* begin THE RECORDS *
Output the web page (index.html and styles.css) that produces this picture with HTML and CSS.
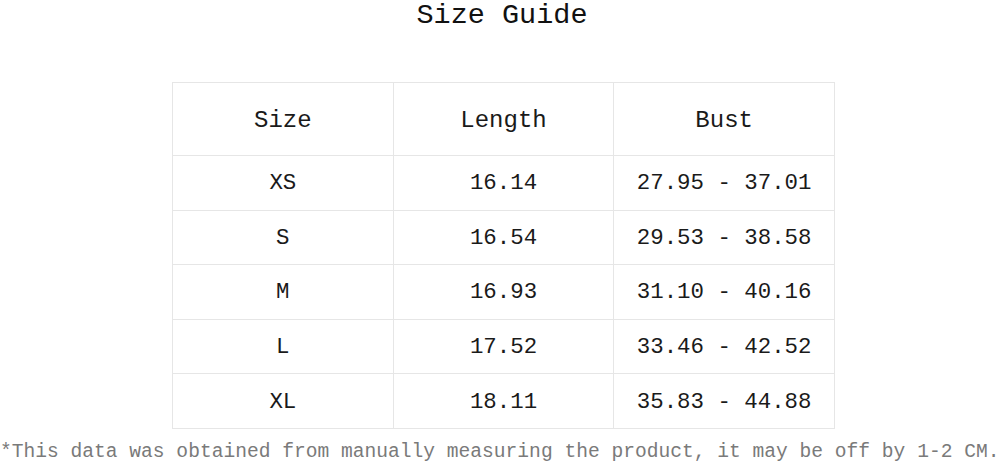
FILE: index.html
```html
<!DOCTYPE html>
<html>
<head>
<meta charset="utf-8">
<link rel="stylesheet" href="styles.css">
</head>
<body>
<div class="page">
  <h1 class="title">Size Guide</h1>
  <div class="table-wrap">
    <table class="sizes">
      <thead>
        <tr class="head-row"><th>Size</th><th>Length</th><th>Bust</th></tr>
      </thead>
      <tbody>
        <tr><td>XS</td><td>16.14</td><td>27.95 - 37.01</td></tr>
        <tr><td>S</td><td>16.54</td><td>29.53 - 38.58</td></tr>
        <tr><td>M</td><td>16.93</td><td>31.10 - 40.16</td></tr>
        <tr><td>L</td><td>17.52</td><td>33.46 - 42.52</td></tr>
        <tr><td>XL</td><td>18.11</td><td>35.83 - 44.88</td></tr>
      </tbody>
    </table>
  </div>
  <p class="note">*This data was obtained from manually measuring the product, it may be off by 1-2 CM.</p>
</div>
</body>
</html>
```

FILE: styles.css
```css
html, body {
  margin: 0;
  padding: 0;
  background: #ffffff;
}
body {
  width: 1000px;
  height: 466px;
  overflow: hidden;
  font-family: "Liberation Mono", "DejaVu Sans Mono", monospace;
  color: #1a1a1a;
}
.page {
  display: flex;
  flex-direction: column;
}
.title {
  margin: 0;
  font-weight: normal;
  font-size: 28.5px;
  line-height: 32px;
  text-align: center;
  padding-left: 4px;
  color: #111;
}
.table-wrap {
  margin-top: 50px;
  padding-left: 172px;
}
.sizes {
  border-collapse: collapse;
  table-layout: fixed;
  width: 663px;
}
.sizes th, .sizes td {
  border: 1px solid #e6e6e6;
  text-align: center;
  font-weight: normal;
}
.sizes th {
  font-size: 24px;
  height: 69px;
  padding: 3px 0 0 0;
}
.sizes td {
  font-size: 22.4px;
  height: 52.6px;
  padding: 1px 0 0 0;
}
.note {
  margin: 11px 0 0 0;
  font-size: 19.6px;
  line-height: 24px;
  color: #7a7a7a;
  white-space: nowrap;
}
```
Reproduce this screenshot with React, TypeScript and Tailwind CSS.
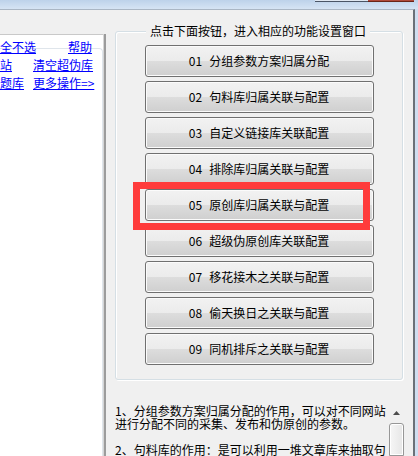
export default function App() {
  const buttons: [string, string][] = [
    ["01", "分组参数方案归属分配"],
    ["02", "句料库归属关联与配置"],
    ["03", "自定义链接库关联配置"],
    ["04", "排除库归属关联与配置"],
    ["05", "原创库归属关联与配置"],
    ["06", "超级伪原创库关联配置"],
    ["07", "移花接木之关联与配置"],
    ["08", "偷天换日之关联与配置"],
    ["09", "同机排斥之关联与配置"],
  ];
  return (
    <div className="relative w-[418px] h-[456px] overflow-hidden bg-[#cfdef0] font-['Noto_Sans_CJK_SC',sans-serif] text-[12px] text-black">
      <div className="relative h-[9px] bg-gradient-to-b from-[#bdd2ea] to-[#d6e4f4]">
        <div className="absolute left-[315px] top-0 w-[53px] h-[2px] bg-[#dfe7f1] border-b border-[#4a5566]" />
        <div className="absolute left-[368px] top-0 w-[46px] h-[2px] bg-[#b04a3a] border-b border-[#6a2418]" />
      </div>
      <div className="flex w-[415px] h-[447px] bg-[#f0f0f0] border-t border-r-2 border-t-[#aab6c4] border-r-[#6b7178]">
        {/* left column */}
        <div className="flex flex-col w-[106px]">
          <div className="h-[24px]" />
          <div className="flex flex-1">
            <div className="w-[103px] bg-white border-t border-[#c9c9c9] flex flex-col">
              <div className="mt-[13px] flex-1 border-t border-r border-[#dfe5eb] rounded-tr-[4px]">
                <div className="-mt-[11px] leading-[18px] text-[#0000ff] whitespace-nowrap">
                  <div className="flex">
                    <span className="underline">全不选</span>
                    <span className="underline ml-[32px]">帮助</span>
                  </div>
                  <div className="flex">
                    <span className="underline w-[33px]">站</span>
                    <span className="underline">清空超伪库</span>
                  </div>
                  <div className="flex">
                    <span className="underline w-[33px]">题库</span>
                    <span className="underline">更多操作=&gt;</span>
                  </div>
                </div>
              </div>
            </div>
            <div className="w-[1px] bg-[#d6d6d6]" />
            <div className="w-[2px] bg-[#9c9c9c]" />
          </div>
        </div>
        {/* right column */}
        <div className="ml-[9px] w-[289px] flex flex-col pt-[14px]">
          <div className="relative z-10 self-start ml-[31px] px-[4px] bg-[#f0f0f0] leading-[14px] -mb-[7px] whitespace-nowrap">
            点击下面按钮，进入相应的功能设置窗口
          </div>
          <div className="w-[288px] h-[349px] border border-[#d5dfe5] rounded-[3px] shadow-[inset_1px_1px_0_#ffffff,1px_1px_0_#ffffff] pt-[13px] flex flex-col items-center gap-[4px]">
            {buttons.map(([n, t]) => (
              <div
                key={n}
                className="w-[229px] h-[32px] shrink-0 rounded-[3px] border border-[#707070] bg-[linear-gradient(to_bottom,#f2f2f2_0%,#ebebeb_50%,#dddddd_50%,#cfcfcf_100%)] shadow-[inset_0_0_0_1px_#fbfbfb] flex items-center justify-center leading-none whitespace-nowrap"
              >
                <span>{n}</span>
                <span className="ml-[7px]">{t}</span>
              </div>
            ))}
          </div>
          <div className="mt-[23px] flex flex-1 min-h-0">
            <div className="w-[274px] pt-[1px] leading-[13px] whitespace-nowrap overflow-hidden">
              <div>1、分组参数方案归属分配的作用，可以对不同网站</div>
              <div>进行分配不同的采集、发布和伪原创的参数。</div>
              <div className="h-[13px]" />
              <div>2、句料库的作用：是可以利用一堆文章库来抽取句</div>
            </div>
            <div className="w-[15px] flex flex-col">
              <div className="h-[19px] flex items-center justify-center">
                <svg width="7" height="4" viewBox="0 0 7 4">
                  <polygon points="3.5,0 7,4 0,4" fill="#4c4c4c" />
                </svg>
              </div>
              <div className="mt-[1px] flex-1 rounded-t-[3px] border border-[#979797] bg-[linear-gradient(to_right,#f6f6f6,#e6e6e6)] shadow-[inset_0_0_0_1px_#ffffff]" />
            </div>
          </div>
        </div>
      </div>
      <div className="absolute left-[133px] top-[182px] w-[237px] h-[48px] border-[7px] border-[#ff3b3b]" />
    </div>
  );
}
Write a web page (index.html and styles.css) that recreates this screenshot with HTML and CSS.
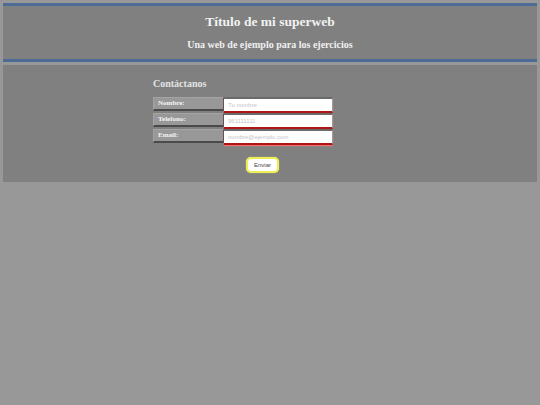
* end THE RECORDS *
GOAL: Give the data above again in full and unchanged, skipping the pictures.

IN RESPONSE:
Output the web page (index.html and styles.css) that produces this picture with HTML and CSS.
FILE: index.html
```html
<!DOCTYPE html>
<html>
<head>
<meta charset="utf-8">
<link rel="stylesheet" href="styles.css">
</head>
<body>
<div class="page">
  <h1 class="title">Size Guide</h1>
  <div class="table-wrap">
    <table class="sizes">
      <thead>
        <tr class="head-row"><th>Size</th><th>Length</th><th>Bust</th></tr>
      </thead>
      <tbody>
        <tr><td>XS</td><td>16.14</td><td>27.95 - 37.01</td></tr>
        <tr><td>S</td><td>16.54</td><td>29.53 - 38.58</td></tr>
        <tr><td>M</td><td>16.93</td><td>31.10 - 40.16</td></tr>
        <tr><td>L</td><td>17.52</td><td>33.46 - 42.52</td></tr>
        <tr><td>XL</td><td>18.11</td><td>35.83 - 44.88</td></tr>
      </tbody>
    </table>
  </div>
  <p class="note">*This data was obtained from manually measuring the product, it may be off by 1-2 CM.</p>
</div>
</body>
</html>
```

FILE: styles.css
```css
html, body {
  margin: 0;
  padding: 0;
  background: #ffffff;
}
body {
  width: 1000px;
  height: 466px;
  overflow: hidden;
  font-family: "Liberation Mono", "DejaVu Sans Mono", monospace;
  color: #1a1a1a;
}
.page {
  display: flex;
  flex-direction: column;
}
.title {
  margin: 0;
  font-weight: normal;
  font-size: 28.5px;
  line-height: 32px;
  text-align: center;
  padding-left: 4px;
  color: #111;
}
.table-wrap {
  margin-top: 50px;
  padding-left: 172px;
}
.sizes {
  border-collapse: collapse;
  table-layout: fixed;
  width: 663px;
}
.sizes th, .sizes td {
  border: 1px solid #e6e6e6;
  text-align: center;
  font-weight: normal;
}
.sizes th {
  font-size: 24px;
  height: 69px;
  padding: 3px 0 0 0;
}
.sizes td {
  font-size: 22.4px;
  height: 52.6px;
  padding: 1px 0 0 0;
}
.note {
  margin: 11px 0 0 0;
  font-size: 19.6px;
  line-height: 24px;
  color: #7a7a7a;
  white-space: nowrap;
}
```
Reproduce this screenshot with React, TypeScript and Tailwind CSS.
export default function App() {
  const buttons: [string, string][] = [
    ["01", "分组参数方案归属分配"],
    ["02", "句料库归属关联与配置"],
    ["03", "自定义链接库关联配置"],
    ["04", "排除库归属关联与配置"],
    ["05", "原创库归属关联与配置"],
    ["06", "超级伪原创库关联配置"],
    ["07", "移花接木之关联与配置"],
    ["08", "偷天换日之关联与配置"],
    ["09", "同机排斥之关联与配置"],
  ];
  return (
    <div className="relative w-[418px] h-[456px] overflow-hidden bg-[#cfdef0] font-['Noto_Sans_CJK_SC',sans-serif] text-[12px] text-black">
      <div className="relative h-[9px] bg-gradient-to-b from-[#bdd2ea] to-[#d6e4f4]">
        <div className="absolute left-[315px] top-0 w-[53px] h-[2px] bg-[#dfe7f1] border-b border-[#4a5566]" />
        <div className="absolute left-[368px] top-0 w-[46px] h-[2px] bg-[#b04a3a] border-b border-[#6a2418]" />
      </div>
      <div className="flex w-[415px] h-[447px] bg-[#f0f0f0] border-t border-r-2 border-t-[#aab6c4] border-r-[#6b7178]">
        {/* left column */}
        <div className="flex flex-col w-[106px]">
          <div className="h-[24px]" />
          <div className="flex flex-1">
            <div className="w-[103px] bg-white border-t border-[#c9c9c9] flex flex-col">
              <div className="mt-[13px] flex-1 border-t border-r border-[#dfe5eb] rounded-tr-[4px]">
                <div className="-mt-[11px] leading-[18px] text-[#0000ff] whitespace-nowrap">
                  <div className="flex">
                    <span className="underline">全不选</span>
                    <span className="underline ml-[32px]">帮助</span>
                  </div>
                  <div className="flex">
                    <span className="underline w-[33px]">站</span>
                    <span className="underline">清空超伪库</span>
                  </div>
                  <div className="flex">
                    <span className="underline w-[33px]">题库</span>
                    <span className="underline">更多操作=&gt;</span>
                  </div>
                </div>
              </div>
            </div>
            <div className="w-[1px] bg-[#d6d6d6]" />
            <div className="w-[2px] bg-[#9c9c9c]" />
          </div>
        </div>
        {/* right column */}
        <div className="ml-[9px] w-[289px] flex flex-col pt-[14px]">
          <div className="relative z-10 self-start ml-[31px] px-[4px] bg-[#f0f0f0] leading-[14px] -mb-[7px] whitespace-nowrap">
            点击下面按钮，进入相应的功能设置窗口
          </div>
          <div className="w-[288px] h-[349px] border border-[#d5dfe5] rounded-[3px] shadow-[inset_1px_1px_0_#ffffff,1px_1px_0_#ffffff] pt-[13px] flex flex-col items-center gap-[4px]">
            {buttons.map(([n, t]) => (
              <div
                key={n}
                className="w-[229px] h-[32px] shrink-0 rounded-[3px] border border-[#707070] bg-[linear-gradient(to_bottom,#f2f2f2_0%,#ebebeb_50%,#dddddd_50%,#cfcfcf_100%)] shadow-[inset_0_0_0_1px_#fbfbfb] flex items-center justify-center leading-none whitespace-nowrap"
              >
                <span>{n}</span>
                <span className="ml-[7px]">{t}</span>
              </div>
            ))}
          </div>
          <div className="mt-[23px] flex flex-1 min-h-0">
            <div className="w-[274px] pt-[1px] leading-[13px] whitespace-nowrap overflow-hidden">
              <div>1、分组参数方案归属分配的作用，可以对不同网站</div>
              <div>进行分配不同的采集、发布和伪原创的参数。</div>
              <div className="h-[13px]" />
              <div>2、句料库的作用：是可以利用一堆文章库来抽取句</div>
            </div>
            <div className="w-[15px] flex flex-col">
              <div className="h-[19px] flex items-center justify-center">
                <svg width="7" height="4" viewBox="0 0 7 4">
                  <polygon points="3.5,0 7,4 0,4" fill="#4c4c4c" />
                </svg>
              </div>
              <div className="mt-[1px] flex-1 rounded-t-[3px] border border-[#979797] bg-[linear-gradient(to_right,#f6f6f6,#e6e6e6)] shadow-[inset_0_0_0_1px_#ffffff]" />
            </div>
          </div>
        </div>
      </div>
      <div className="absolute left-[133px] top-[182px] w-[237px] h-[48px] border-[7px] border-[#ff3b3b]" />
    </div>
  );
}
Write a web page (index.html and styles.css) that recreates this screenshot with HTML and CSS.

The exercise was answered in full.